In the sonata-form first movement, both themes feature bird sounds that saturate much of the texture throughout. These sounds are created from a repeated pair of notes, each with its own leading grace note forming a two-note “chirp.” The birdlike motives in the second-movement twitter in a moment of high relief in one of Haydn’s most innovative scherzi. The scherzo deploys all four strings together in their lowest registers, sotto voce (softly), in a distinctive choral unity where the more characteristically active quartet texture is absent. A lovely musical effect, but highly unusual for a scherzo; a perfect foil for the trio! For the vividly and humorously contrasting trio, the quartet reduces to a duo featuring the treble pair of violins entwined in a most birdlike dialogue.
The third-movement adagio is slow and beautiful without a hint of birdsong.
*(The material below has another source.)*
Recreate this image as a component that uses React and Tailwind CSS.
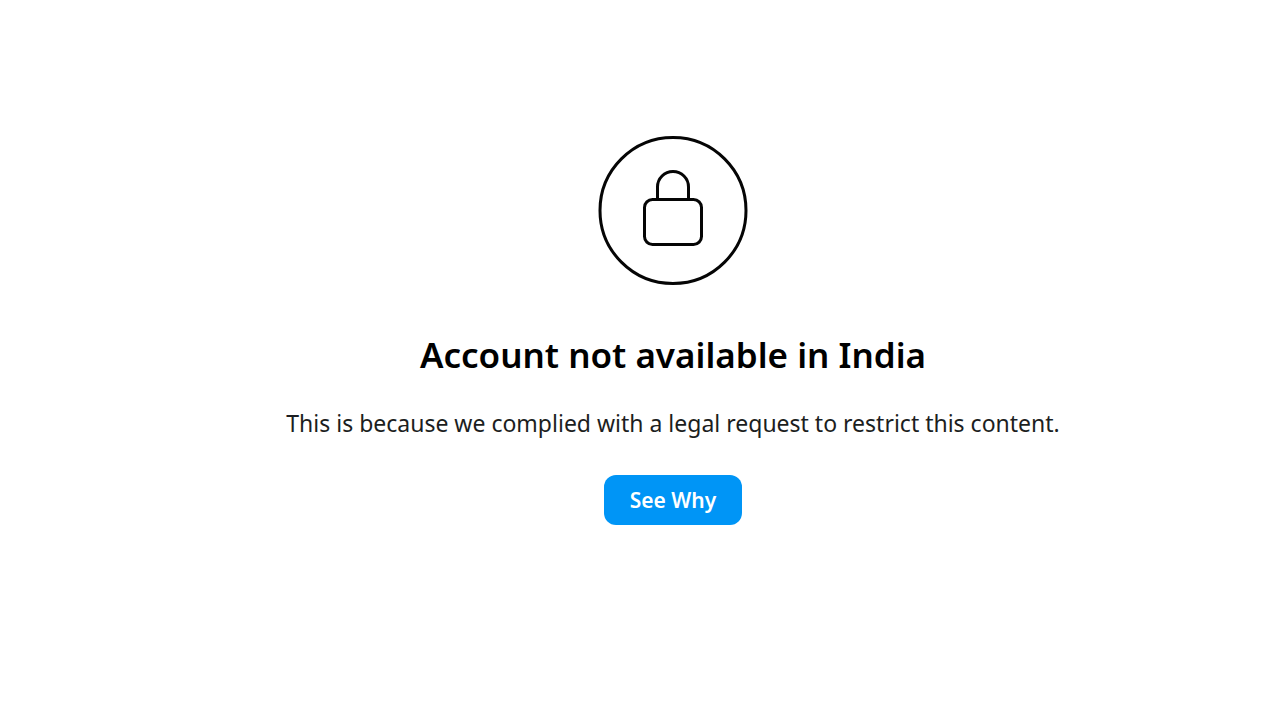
function LockIcon() {
  return (
    <svg viewBox="0 0 150 150" className="size-[150px]" fill="none" stroke="#050505" strokeWidth="3" aria-hidden="true">
      <circle cx="75" cy="74.5" r="73" />
      <path d="M59.5 63.5V51a15.5 15.5 0 0 1 31 0v12.5" />
      <rect x="46.5" y="63.5" width="57" height="45" rx="8" />
    </svg>
  )
}

export default function App() {
  return (
    <main className="flex min-h-screen flex-col items-center bg-white pt-[136px] pl-[66px] font-['Noto_Sans',sans-serif] text-[#1c1e21]">
      <LockIcon />
      <h1 className="mt-[47px] text-[35px] leading-[44px] font-semibold text-black">
        Account not available in India
      </h1>
      <p className="mt-[30px] text-[23px] leading-8">
        This is because we complied with a legal request to restrict this content.
      </p>
      <button
        type="button"
        className="mt-9 h-[50px] rounded-xl bg-[#0095f6] px-[26px] text-[21px] leading-6 font-semibold text-white"
      >
        See Why
      </button>
    </main>
  )
}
It gracefully traces a simple song form featuring the warm, subdominant key of F Major with standard modulations to its dominant, the quartet’s home key of C Major. The song refrain occurs three times, with the second repetition adorned with decorative filigree from the first violin in variation, followed by a brief “development” that intensifies with a shift to C minor, preparing for the release of tension with the final unadorned refrain.
The Rondo finale, marked presto, is a romp, swift, short, and breathtaking. Characteristic of classical rondo forms, it features a recurring refrain separated by contrasting episodes. The main theme is bright, animated, and arguably birdlike both in sound and motion, a twittering, frolicking foursome. The main contrasting episode shifts to a darker minor mode with perhaps just a hint of “Gypsy” dance that Haydn so often used. The conclusion features some wonderful rhythmic and textural play, again like birds in flight. Curiously, the movement ends simply and suddenly without the slightest hint of cadential fanfare.